By Screen Weekly, March 13, 2009 - 10:52 IST

Bhanu Athaiya Bhanu Athaiya rewinds to her 54-year-long film career and to the Oscar night 26 years ago when she notched up India's first Oscar trophy for her authentic Gandhi costumes.

Mumbai's posh Peddar Road leads to her studio and residence. No need to look hard for her address, all you do is ask anybody in the neighbourhood where Bhanu Athaiya lives and they promptly point towards Shankar Mahal. "Make it eleven!" she had fixed the hour for our appointment on the previous day. Her Man Friday who likes to calls himself 'tailor' leads you to her studio which is in artistic disarray. The walls are lined with Air India calendars designed by her and her umpteen paintings. The shelves are replete with trophies and numerous sepia-toned photographs. One whole wall is dedicated to posters and pictures of her Oscar-winning project Gandhi. Various costumes on hangers take up the entrance. Every space other than the sofa is choc-a-bloc with her sketches meticulously covered by white sheets. "This is my world," the grand lady declares as she walks in. Dressed in a turquoise blue kurti, black trousers and a beaded cord tied around her neck - she looks every inch the artiste she is.

Bhanutai, as she's fondly referred to, doe not like candid pictures and firmly shoos away the lensman who tries to steal a frame. Letting the cloud of her jet-black tresses loose, checks her lipstick and prepares for the shoot. Her youthful enthusiasm is endearing, "The child in us is alive, so creative folks always look younger than their years," she says. She has shot for 15 television interviews after Rahman and Pookutty won Oscar trophies - 26 years after she did.

When she returned home with her Oscar, the sole photographer to capture the historic event at the airport was from Screen. "From the next day journalists from all over India poured in," she recalls.

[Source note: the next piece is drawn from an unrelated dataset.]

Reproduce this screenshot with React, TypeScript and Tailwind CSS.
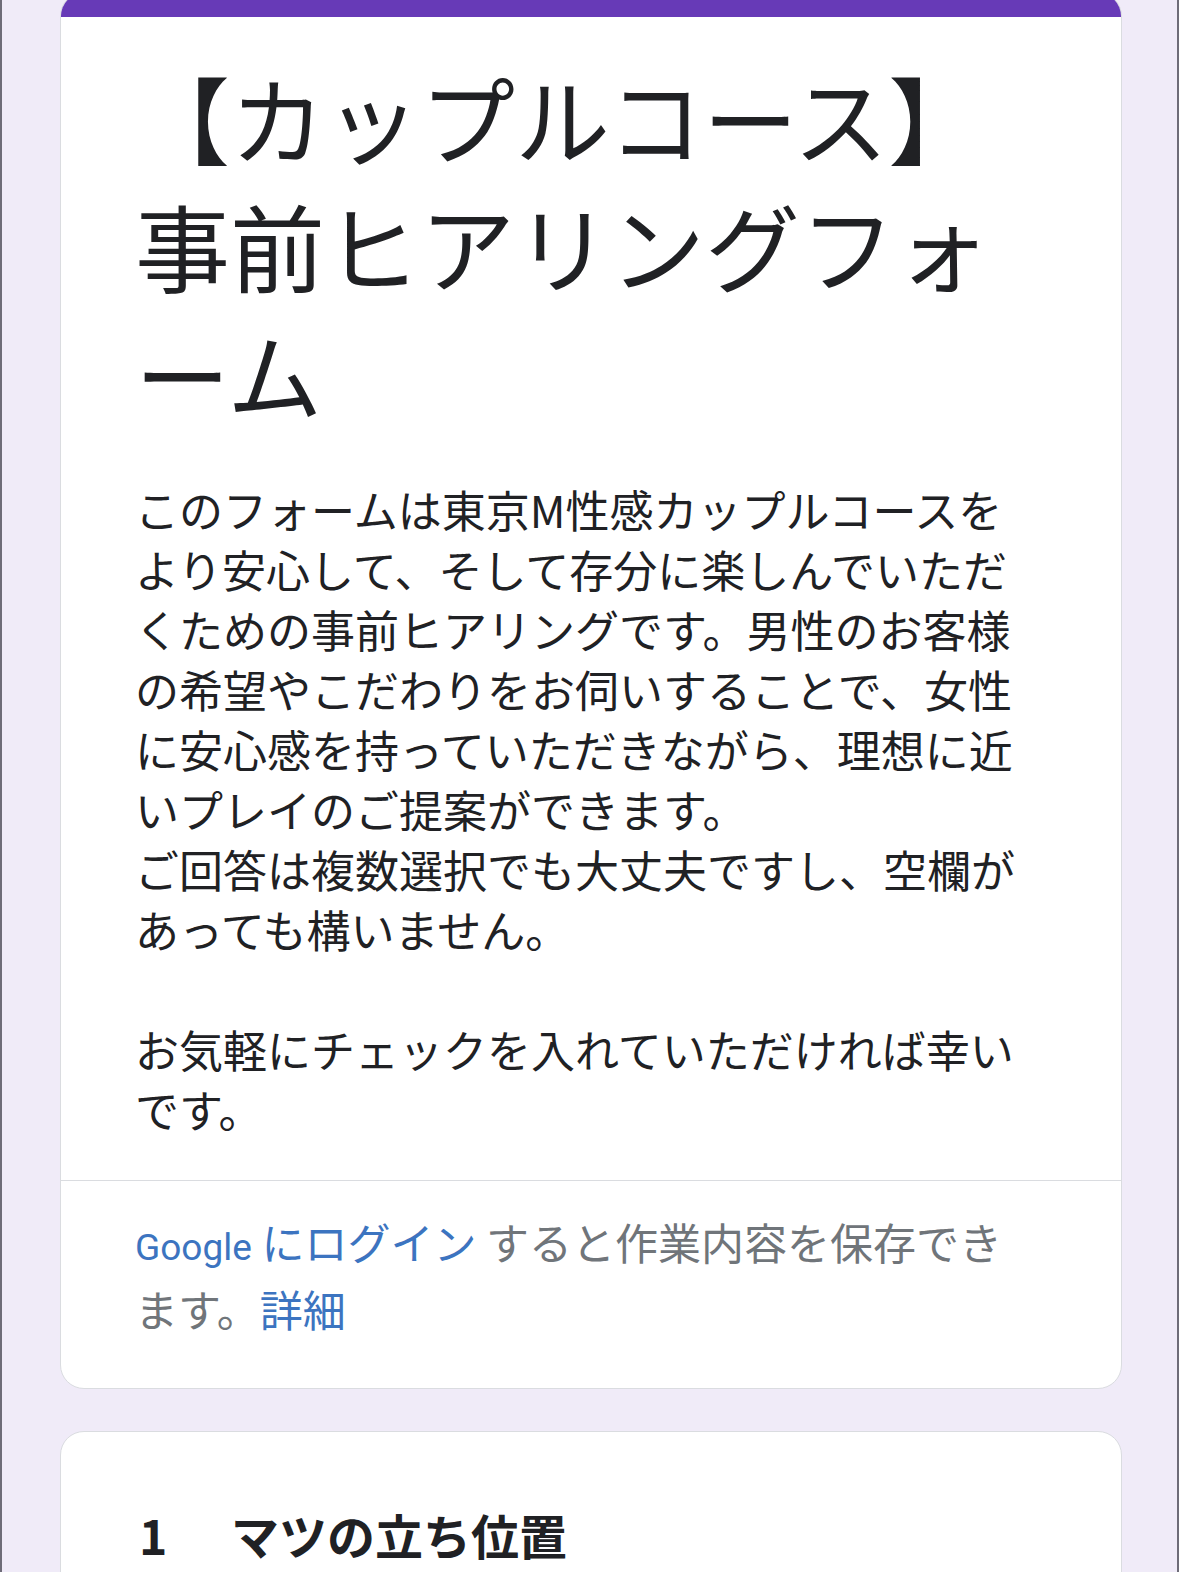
const DESCRIPTION = [
  'このフォームは東京M性感カップルコースをより安心して、そして存分に楽しんでいただくための事前ヒアリングです。男性のお客様の希望やこだわりをお伺いすることで、女性に安心感を持っていただきながら、理想に近いプレイのご提案ができます。',
  'ご回答は複数選択でも大丈夫ですし、空欄があっても構いません。',
];

export default function App() {
  return (
    <div className="min-h-screen w-full bg-[#f0ebf8] border-x-2 border-[#6e6c78] font-['Noto_Sans_CJK_JP','Noto_Sans',sans-serif] text-[#202124]">
      <div className="flex flex-col gap-[42px] pl-[58px] pr-[55px] pb-10">
        {/* Header card */}
        <div className="-mt-[8px] bg-white rounded-[24px] border border-[#dadce0] overflow-hidden">
          <div className="h-[24px] bg-[#673ab7]" />
          <div className="pt-[36px] pb-[41px] pl-[74px] pr-[91px]">
            <h1 className="text-[95px] leading-[128px] font-normal">
              【カップルコース】事前ヒアリングフォーム
            </h1>
            <div className="mt-[42px] text-[44px] leading-[60px]">
              {DESCRIPTION.map((line, idx) => (
                <p key={idx}>{line}</p>
              ))}
              <p className="mt-[60px]">
                お気軽にチェックを入れていただければ幸いです。
              </p>
            </div>
          </div>
          <div className="border-t border-[#dadce0] pt-[30px] pb-[50px] pl-[74px] pr-[91px]">
            <p className="text-[43px] leading-[60px] text-[#70757a]">
              <a className="text-[#3c74c0]" href="#">
                <span className="font-['Roboto',sans-serif] text-[37px]">Google</span> にログイン
              </a>{' '}
              すると作業内容を保存できます。
              <a className="text-[#3c74c0]" href="#">
                詳細
              </a>
            </p>
          </div>
        </div>

        {/* Question card */}
        <div className="bg-white rounded-[24px] border border-[#dadce0] pt-[72px] pb-[60px] pl-[78px] pr-[91px]">
          <h2 className="flex text-[48px] leading-[60px] font-bold">
            <span className="w-[92px]">1</span>
            <span>マツの立ち位置</span>
          </h2>
        </div>
      </div>
    </div>
  );
}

Bhanu Athaiya Princely culture of Kolhapur
Born and brought up in Kolhapur, she inherited her artistic temperament from her father Annasaheb Rajopadhye who was the royal religious advisor. The princely state of Kolhapur patronised art and culture and the ambience nurtured artistes. Bhanu was the third among a brood of six daughters and a son. But unlike the rest of her siblings, Bhanu followed her father's paintings. She washed her father's brushes and mixed colours for him. "The artiste in me took wing right then," she says. Unfortunately she lost her father at the tender age of 10 though she continued painting much to the delight of her local art teacher. It was on his insistence that Bhanu was sent to the J.J. School of Arts in Mumbai , from where she passed out with a gold medal.

Bollywood beckons
After graduating, young Bhanu joined Eve's Weekly as a fashion illustrator. Her fashion sketches caught on and top heroines like Nargis and Kamini Kaushal approached her for her designs. "I started designing for Nargis and she liked my work so much that she insisted that I meet up with Raj Kapoor," she relates. She debuted with Shree 420 and her gown in Mud mud ke na dekh became a huge rage. Nothing succeeds like success and soon Bhanu was flooded with offers and she became the most wanted designer. Guru Dutt, BR Chopra, Yash Chopra, Ramanand Sagar - she was neck deep with her Hindi film assignment when opportunity came knocking in the form of Gandhi.

Designing with passion
Bhanu was interviewed by Richard Attenborough, a keen Indophile who was initially commissioned by Pandit Nehru to make a film on the Father of the Nation. The project got delayed till Indira Gandhi reinstated it in 1980. Following a 15-minute interview, Bhanu was on board. "I joined the unit on September 1, 1980 in Delhi. I had to cover 50 years of Gandhi's life-span within three months. In addition to the principal cast, supporting actors, I also had to dress up the crowds," she narrates, indicating how challenging the project was. Nothing comes off the racks in India, every yard of cloth and accessory has to be searched and bought from buzzing bazaars, Bhanu points out.

Bhanu Athaiya It took her three months, nine assistants and yarns and yarns of cloth to get going. "The biggest challenge was dressing the crowds who had long hair then but had to be given crew cuts before dressing up. We had to ensure that none of them slipped on their watches and bangles," she sighs. She travelled with the unit to Delhi, Udaipur and Patna where the film was shot.

"It was like recreating history," she says and her favourite scene remains the one where Gandhi upon his return from South Africa meets Dr Gokhale dressed in Kathiawadi attire and the veteran leader sighs with relief saying that he could now die in peace, hinting that Gandhi would carry forward his patriotic legacy.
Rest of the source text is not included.